3.3.3 Non-ionising backscatter radiation
A range of scanners using non-ionising radiation are currently being developed and assessed for security screening purposes. There are two types of this technology. Active scanners emit radio waves to produce an image. Passive scanners detect natural radiation emanating from the person.
The main scanners in the active scanner category are millimetre wave scanners, which emit radio frequencies within the 24–30 GHz frequency range. The radio waves are transmitted from two antennae simultaneously as they rotate around the body. The wave energy reflected back from the body, or other objects on the body, is used to construct a three-dimensional image, which is displayed on a remote monitor for analysis. During a scan, the individual is exposed to an electromagnetic field for a time not exceeding 2 s. The published surface power densities measured during a scan are low and vary between 60 μW/m2 and 640 μW/m2.
The established health effects associated with non-ionising radiation are limited to thermal effects, although uncertainty remains concerning long-term effects of extremely low frequency (ELF) and radio frequency (RF) fields. Millimetre wave body scanners operate at outputs well below those required to produce tissue heating.
Passive systems detect the very low levels of non-ionising radiation that are naturally emitted from the human body or objects concealed on the body. These systems produce no radiation, either ionising or non-ionising and hence present no radiation hazard.
Non-ionising security scanners are not considered further in this report.
3.4 Safety systems
X-ray security units are designed and supplied with comprehensive and modern safety systems. The type of systems that are installed on a particular model will depend on whether the scanner is a backscatter unit or a transmission unit, but will include most of the following:
- Password control. The X-ray set can only be operated from the control console and the controls are password protected.
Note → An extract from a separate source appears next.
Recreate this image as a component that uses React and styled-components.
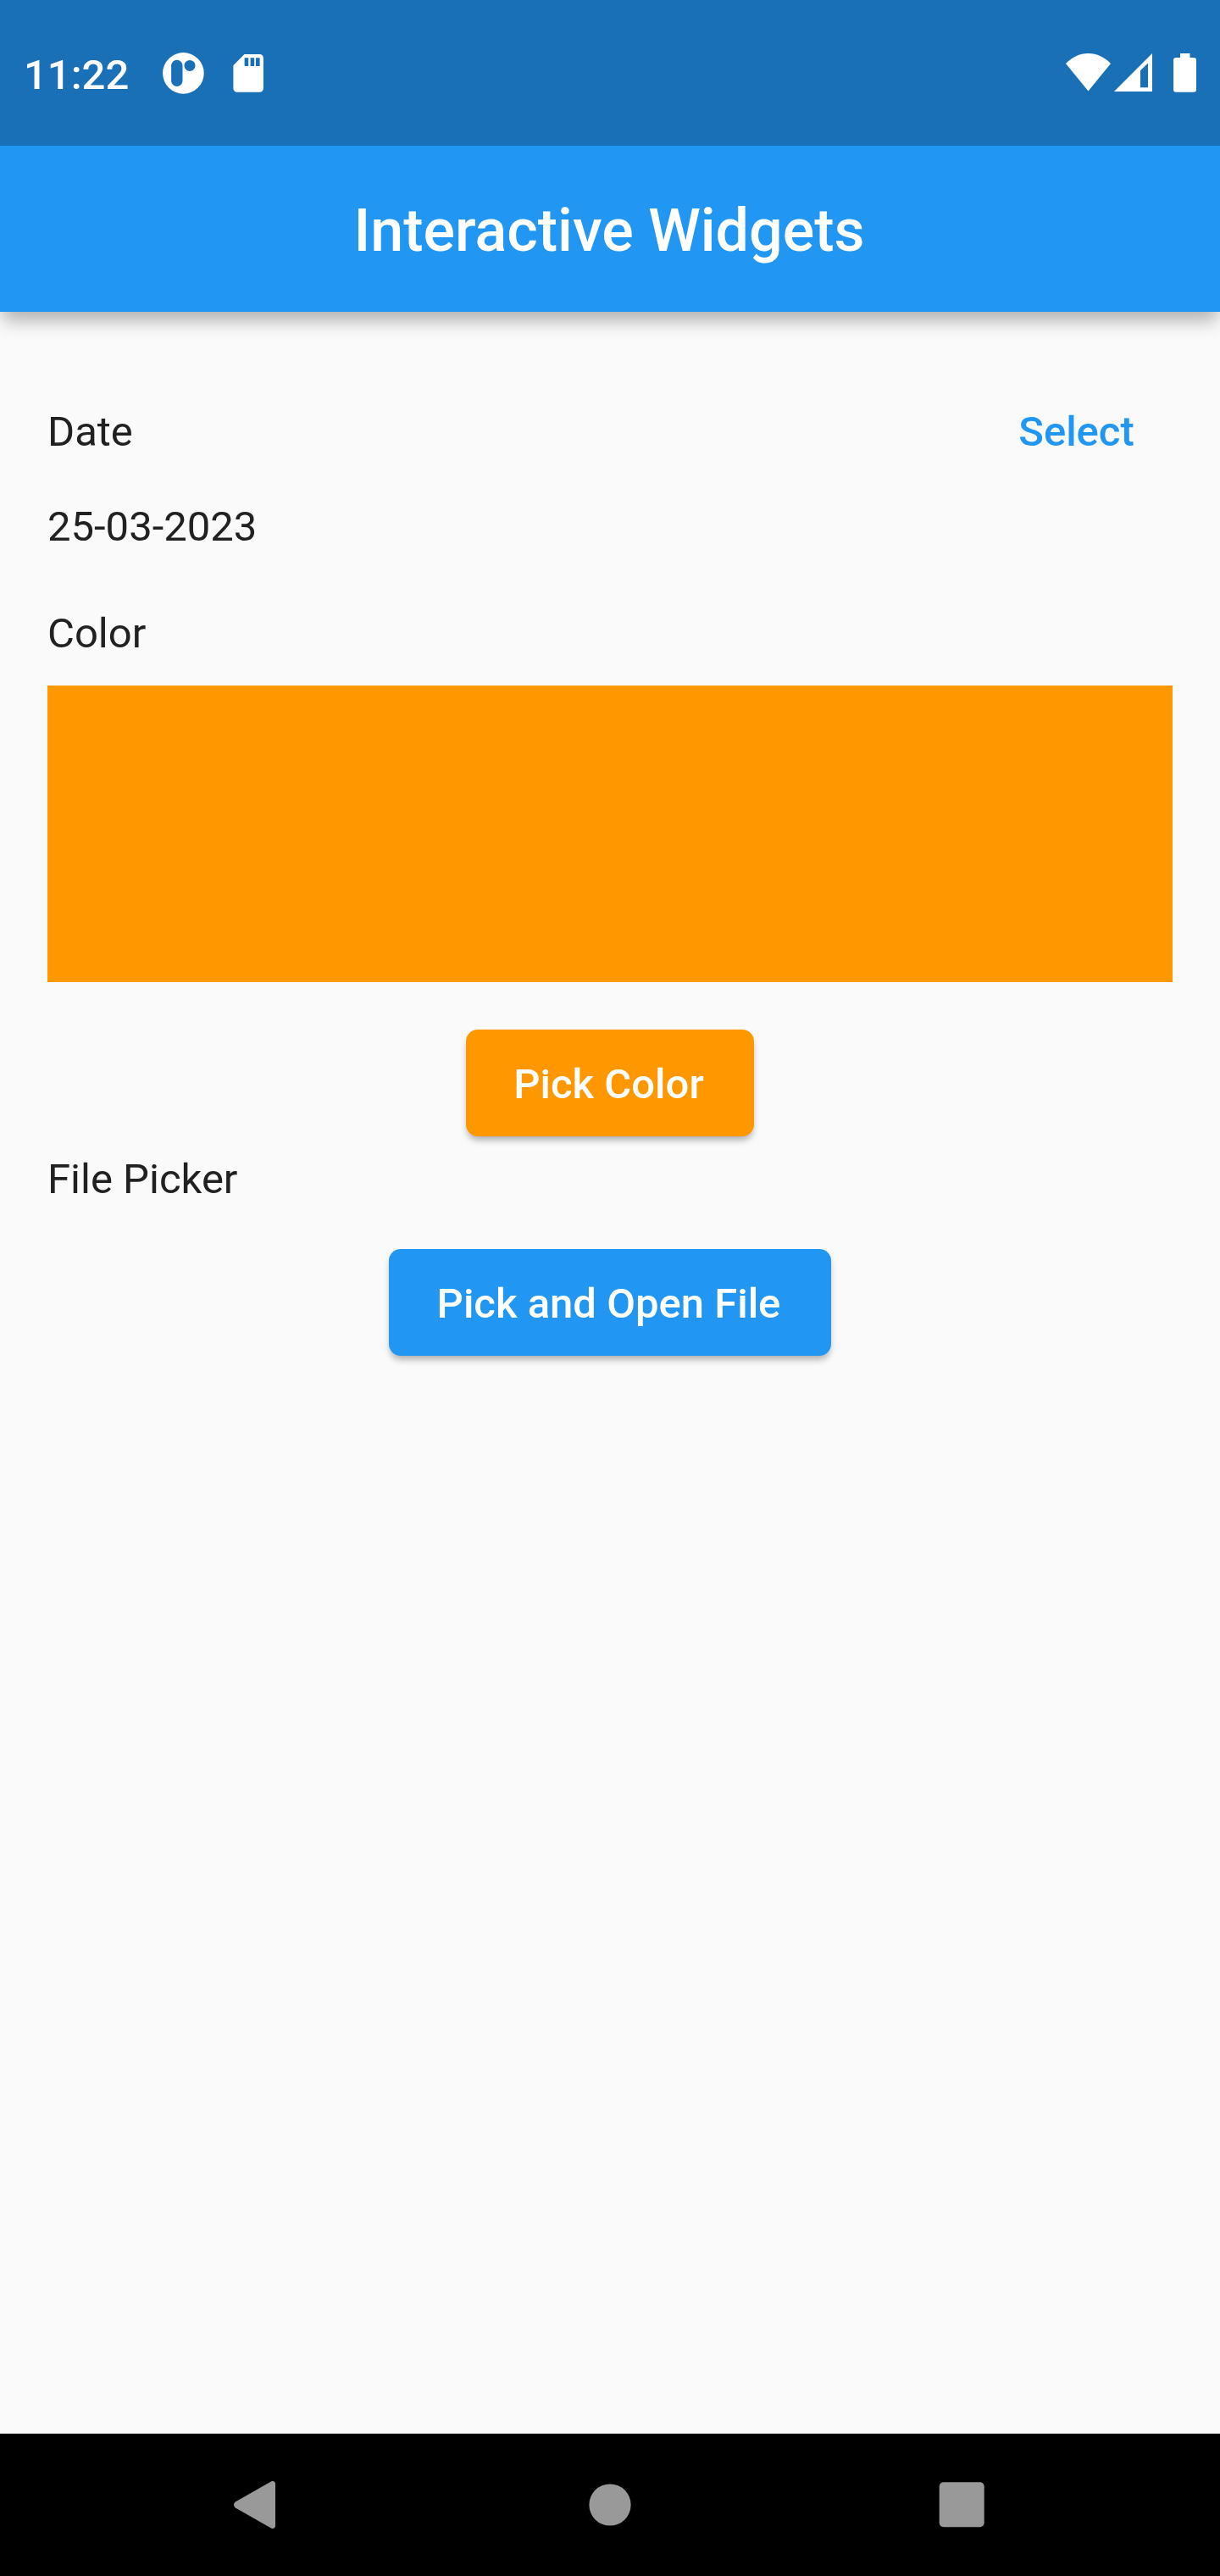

- Warning lights. The units have clear warning lights that indicate the condition of the X-ray set. These lights normally consist of a green light that is illuminated when the power is switched on but no X-rays are being generated, and a red light that is illuminated when X-rays are being generated.
- Emergency stop buttons. Buttons positioned close to the operator’s position can be pressed to immediately terminate the generation of X-rays.
- Access panel interlocks. Panels that can be removed to provide access to the X-ray set are interlocked to ensure that X-ray generation is terminated and cannot be initiated when a panel is removed.
- Operational interlocks. These will terminate the generation of X-rays in the event of a range of fault modes, including operational software malfunction, failure of a warning light or failure of the conveyor mechanism in the case of transmission scanners.
- Local shielding. Lead shielding is incorporated into the scanners to ensure that radiation dose rates at accessible locations outside the scanning area are very low.
These examples are not exhaustive and additional safety systems may be fitted, depending on the type of scanner. Consideration of the required safety systems is an optimisation issue, and will be part of the dialogue between the supplier and the regulator.
The American National Standard ‘Radiation Safety for Personnel Security Screening Systems Using X-ray or Gamma Radiation’, ANSI/HPS N43.17-2009, specifies the operational interlocks that must be fitted to each type of scanner, and also requires that the generation of X-rays is automatically terminated in the event of any malfunction or fault mode. This standard is not formally endorsed in Europe, but as similar equipment is likely to be used as in the US, compliance with the standard is assumed (at least until a European standard is introduced). Compliance is, however, the responsibility of the manufacturers, unless required by the airport or travel safety authority upon purchase. Insufficient data are available to estimate the probability of any malfunction occurring, but the required interlock systems will ensure that, in the event of a malfunction, radiation doses to the person being scanned, the operators and any other persons in the vicinity will remain low.